Instruction: Emit the entire listing verbatim.

Supplied material:
****************

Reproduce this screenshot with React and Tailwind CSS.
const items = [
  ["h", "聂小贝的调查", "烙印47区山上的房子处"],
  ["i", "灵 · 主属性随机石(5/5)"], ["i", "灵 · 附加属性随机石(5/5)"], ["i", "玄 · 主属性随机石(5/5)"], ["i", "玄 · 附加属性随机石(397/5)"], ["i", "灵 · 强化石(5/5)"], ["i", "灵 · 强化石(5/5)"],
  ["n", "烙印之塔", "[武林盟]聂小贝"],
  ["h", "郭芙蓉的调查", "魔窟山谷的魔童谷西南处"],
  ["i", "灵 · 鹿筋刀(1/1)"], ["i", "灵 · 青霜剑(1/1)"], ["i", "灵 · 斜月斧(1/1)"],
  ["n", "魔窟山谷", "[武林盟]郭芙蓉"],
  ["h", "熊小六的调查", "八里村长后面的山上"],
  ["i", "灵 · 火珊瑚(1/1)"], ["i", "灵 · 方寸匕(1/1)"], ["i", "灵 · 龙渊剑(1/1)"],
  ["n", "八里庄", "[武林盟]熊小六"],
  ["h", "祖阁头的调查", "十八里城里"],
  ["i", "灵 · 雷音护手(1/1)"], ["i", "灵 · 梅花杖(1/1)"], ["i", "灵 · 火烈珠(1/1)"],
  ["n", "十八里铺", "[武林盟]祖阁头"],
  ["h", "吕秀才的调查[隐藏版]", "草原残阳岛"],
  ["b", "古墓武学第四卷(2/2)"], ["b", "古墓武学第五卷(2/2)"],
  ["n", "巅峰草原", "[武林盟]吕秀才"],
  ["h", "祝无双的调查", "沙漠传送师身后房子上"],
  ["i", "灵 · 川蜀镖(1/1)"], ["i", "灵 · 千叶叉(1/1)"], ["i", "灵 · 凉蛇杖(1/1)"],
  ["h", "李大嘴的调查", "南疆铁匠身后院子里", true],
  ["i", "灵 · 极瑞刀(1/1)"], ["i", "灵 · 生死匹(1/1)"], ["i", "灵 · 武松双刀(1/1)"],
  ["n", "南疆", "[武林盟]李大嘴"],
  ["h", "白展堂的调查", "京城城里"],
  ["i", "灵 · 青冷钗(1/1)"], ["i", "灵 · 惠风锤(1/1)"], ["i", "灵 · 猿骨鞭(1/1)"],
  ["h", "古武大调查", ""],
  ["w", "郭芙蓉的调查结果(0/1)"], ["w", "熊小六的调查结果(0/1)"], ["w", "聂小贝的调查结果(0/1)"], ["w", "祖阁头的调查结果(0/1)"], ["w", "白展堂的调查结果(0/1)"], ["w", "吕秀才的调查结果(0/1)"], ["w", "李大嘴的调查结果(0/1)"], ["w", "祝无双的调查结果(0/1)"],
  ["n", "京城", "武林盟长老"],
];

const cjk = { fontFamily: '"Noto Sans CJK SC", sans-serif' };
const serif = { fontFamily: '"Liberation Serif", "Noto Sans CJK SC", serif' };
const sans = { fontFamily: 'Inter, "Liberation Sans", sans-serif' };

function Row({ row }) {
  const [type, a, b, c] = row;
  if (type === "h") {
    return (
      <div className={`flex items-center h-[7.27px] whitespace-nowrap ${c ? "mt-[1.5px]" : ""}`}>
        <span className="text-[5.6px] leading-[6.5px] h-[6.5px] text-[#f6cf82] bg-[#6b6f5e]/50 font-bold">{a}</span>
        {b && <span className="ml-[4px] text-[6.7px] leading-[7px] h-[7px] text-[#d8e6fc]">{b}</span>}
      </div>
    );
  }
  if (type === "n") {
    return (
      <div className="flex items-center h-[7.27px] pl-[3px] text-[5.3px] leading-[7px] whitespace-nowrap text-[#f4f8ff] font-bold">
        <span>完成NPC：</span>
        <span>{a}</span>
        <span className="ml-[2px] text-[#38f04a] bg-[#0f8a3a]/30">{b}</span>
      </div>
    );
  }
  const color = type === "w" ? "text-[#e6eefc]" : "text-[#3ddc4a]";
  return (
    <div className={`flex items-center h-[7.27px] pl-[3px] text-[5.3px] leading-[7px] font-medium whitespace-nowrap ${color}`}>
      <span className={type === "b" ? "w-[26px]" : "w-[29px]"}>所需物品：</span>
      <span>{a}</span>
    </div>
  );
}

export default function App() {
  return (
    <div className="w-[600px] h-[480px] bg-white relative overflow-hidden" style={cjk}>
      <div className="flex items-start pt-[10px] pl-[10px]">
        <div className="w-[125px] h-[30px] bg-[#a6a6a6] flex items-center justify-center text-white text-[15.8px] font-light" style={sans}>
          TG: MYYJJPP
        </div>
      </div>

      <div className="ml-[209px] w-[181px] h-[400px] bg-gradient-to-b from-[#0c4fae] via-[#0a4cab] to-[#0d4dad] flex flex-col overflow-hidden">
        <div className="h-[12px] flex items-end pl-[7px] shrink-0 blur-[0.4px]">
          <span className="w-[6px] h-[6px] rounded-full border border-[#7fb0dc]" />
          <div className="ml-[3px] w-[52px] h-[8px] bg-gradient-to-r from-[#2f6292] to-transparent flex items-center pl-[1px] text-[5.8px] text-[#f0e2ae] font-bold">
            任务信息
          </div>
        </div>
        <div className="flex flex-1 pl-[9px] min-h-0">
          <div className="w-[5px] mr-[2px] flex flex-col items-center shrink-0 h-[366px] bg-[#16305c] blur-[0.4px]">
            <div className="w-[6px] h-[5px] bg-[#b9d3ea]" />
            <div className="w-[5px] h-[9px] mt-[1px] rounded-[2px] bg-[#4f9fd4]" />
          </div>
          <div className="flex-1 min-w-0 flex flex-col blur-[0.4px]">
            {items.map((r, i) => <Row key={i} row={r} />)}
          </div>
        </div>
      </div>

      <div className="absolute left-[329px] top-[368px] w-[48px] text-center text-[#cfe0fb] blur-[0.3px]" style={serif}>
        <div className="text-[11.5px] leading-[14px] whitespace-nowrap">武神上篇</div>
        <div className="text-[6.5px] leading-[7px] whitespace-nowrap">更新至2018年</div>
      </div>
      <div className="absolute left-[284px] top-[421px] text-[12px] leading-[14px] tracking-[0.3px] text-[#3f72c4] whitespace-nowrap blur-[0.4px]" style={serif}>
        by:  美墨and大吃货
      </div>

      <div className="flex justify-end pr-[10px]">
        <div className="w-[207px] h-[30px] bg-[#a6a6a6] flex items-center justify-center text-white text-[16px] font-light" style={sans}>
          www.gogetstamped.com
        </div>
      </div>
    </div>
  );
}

****************

Expected output:
Reproduce this screenshot with React and Tailwind CSS.
const items = [
  ["h", "聂小贝的调查", "烙印47区山上的房子处"],
  ["i", "灵 · 主属性随机石(5/5)"], ["i", "灵 · 附加属性随机石(5/5)"], ["i", "玄 · 主属性随机石(5/5)"], ["i", "玄 · 附加属性随机石(397/5)"], ["i", "灵 · 强化石(5/5)"], ["i", "灵 · 强化石(5/5)"],
  ["n", "烙印之塔", "[武林盟]聂小贝"],
  ["h", "郭芙蓉的调查", "魔窟山谷的魔童谷西南处"],
  ["i", "灵 · 鹿筋刀(1/1)"], ["i", "灵 · 青霜剑(1/1)"], ["i", "灵 · 斜月斧(1/1)"],
  ["n", "魔窟山谷", "[武林盟]郭芙蓉"],
  ["h", "熊小六的调查", "八里村长后面的山上"],
  ["i", "灵 · 火珊瑚(1/1)"], ["i", "灵 · 方寸匕(1/1)"], ["i", "灵 · 龙渊剑(1/1)"],
  ["n", "八里庄", "[武林盟]熊小六"],
  ["h", "祖阁头的调查", "十八里城里"],
  ["i", "灵 · 雷音护手(1/1)"], ["i", "灵 · 梅花杖(1/1)"], ["i", "灵 · 火烈珠(1/1)"],
  ["n", "十八里铺", "[武林盟]祖阁头"],
  ["h", "吕秀才的调查[隐藏版]", "草原残阳岛"],
  ["b", "古墓武学第四卷(2/2)"], ["b", "古墓武学第五卷(2/2)"],
  ["n", "巅峰草原", "[武林盟]吕秀才"],
  ["h", "祝无双的调查", "沙漠传送师身后房子上"],
  ["i", "灵 · 川蜀镖(1/1)"], ["i", "灵 · 千叶叉(1/1)"], ["i", "灵 · 凉蛇杖(1/1)"],
  ["h", "李大嘴的调查", "南疆铁匠身后院子里", true],
  ["i", "灵 · 极瑞刀(1/1)"], ["i", "灵 · 生死匹(1/1)"], ["i", "灵 · 武松双刀(1/1)"],
  ["n", "南疆", "[武林盟]李大嘴"],
  ["h", "白展堂的调查", "京城城里"],
  ["i", "灵 · 青冷钗(1/1)"], ["i", "灵 · 惠风锤(1/1)"], ["i", "灵 · 猿骨鞭(1/1)"],
  ["h", "古武大调查", ""],
  ["w", "郭芙蓉的调查结果(0/1)"], ["w", "熊小六的调查结果(0/1)"], ["w", "聂小贝的调查结果(0/1)"], ["w", "祖阁头的调查结果(0/1)"], ["w", "白展堂的调查结果(0/1)"], ["w", "吕秀才的调查结果(0/1)"], ["w", "李大嘴的调查结果(0/1)"], ["w", "祝无双的调查结果(0/1)"],
  ["n", "京城", "武林盟长老"],
];

const cjk = { fontFamily: '"Noto Sans CJK SC", sans-serif' };
const serif = { fontFamily: '"Liberation Serif", "Noto Sans CJK SC", serif' };
const sans = { fontFamily: 'Inter, "Liberation Sans", sans-serif' };

function Row({ row }) {
  const [type, a, b, c] = row;
  if (type === "h") {
    return (
      <div className={`flex items-center h-[7.27px] whitespace-nowrap ${c ? "mt-[1.5px]" : ""}`}>
        <span className="text-[5.6px] leading-[6.5px] h-[6.5px] text-[#f6cf82] bg-[#6b6f5e]/50 font-bold">{a}</span>
        {b && <span className="ml-[4px] text-[6.7px] leading-[7px] h-[7px] text-[#d8e6fc]">{b}</span>}
      </div>
    );
  }
  if (type === "n") {
    return (
      <div className="flex items-center h-[7.27px] pl-[3px] text-[5.3px] leading-[7px] whitespace-nowrap text-[#f4f8ff] font-bold">
        <span>完成NPC：</span>
        <span>{a}</span>
        <span className="ml-[2px] text-[#38f04a] bg-[#0f8a3a]/30">{b}</span>
      </div>
    );
  }
  const color = type === "w" ? "text-[#e6eefc]" : "text-[#3ddc4a]";
  return (
    <div className={`flex items-center h-[7.27px] pl-[3px] text-[5.3px] leading-[7px] font-medium whitespace-nowrap ${color}`}>
      <span className={type === "b" ? "w-[26px]" : "w-[29px]"}>所需物品：</span>
      <span>{a}</span>
    </div>
  );
}

export default function App() {
  return (
    <div className="w-[600px] h-[480px] bg-white relative overflow-hidden" style={cjk}>
      <div className="flex items-start pt-[10px] pl-[10px]">
        <div className="w-[125px] h-[30px] bg-[#a6a6a6] flex items-center justify-center text-white text-[15.8px] font-light" style={sans}>
          TG: MYYJJPP
        </div>
      </div>

      <div className="ml-[209px] w-[181px] h-[400px] bg-gradient-to-b from-[#0c4fae] via-[#0a4cab] to-[#0d4dad] flex flex-col overflow-hidden">
        <div className="h-[12px] flex items-end pl-[7px] shrink-0 blur-[0.4px]">
          <span className="w-[6px] h-[6px] rounded-full border border-[#7fb0dc]" />
          <div className="ml-[3px] w-[52px] h-[8px] bg-gradient-to-r from-[#2f6292] to-transparent flex items-center pl-[1px] text-[5.8px] text-[#f0e2ae] font-bold">
            任务信息
          </div>
        </div>
        <div className="flex flex-1 pl-[9px] min-h-0">
          <div className="w-[5px] mr-[2px] flex flex-col items-center shrink-0 h-[366px] bg-[#16305c] blur-[0.4px]">
            <div className="w-[6px] h-[5px] bg-[#b9d3ea]" />
            <div className="w-[5px] h-[9px] mt-[1px] rounded-[2px] bg-[#4f9fd4]" />
          </div>
          <div className="flex-1 min-w-0 flex flex-col blur-[0.4px]">
            {items.map((r, i) => <Row key={i} row={r} />)}
          </div>
        </div>
      </div>

      <div className="absolute left-[329px] top-[368px] w-[48px] text-center text-[#cfe0fb] blur-[0.3px]" style={serif}>
        <div className="text-[11.5px] leading-[14px] whitespace-nowrap">武神上篇</div>
        <div className="text-[6.5px] leading-[7px] whitespace-nowrap">更新至2018年</div>
      </div>
      <div className="absolute left-[284px] top-[421px] text-[12px] leading-[14px] tracking-[0.3px] text-[#3f72c4] whitespace-nowrap blur-[0.4px]" style={serif}>
        by:  美墨and大吃货
      </div>

      <div className="flex justify-end pr-[10px]">
        <div className="w-[207px] h-[30px] bg-[#a6a6a6] flex items-center justify-center text-white text-[16px] font-light" style={sans}>
          www.gogetstamped.com
        </div>
      </div>
    </div>
  );
}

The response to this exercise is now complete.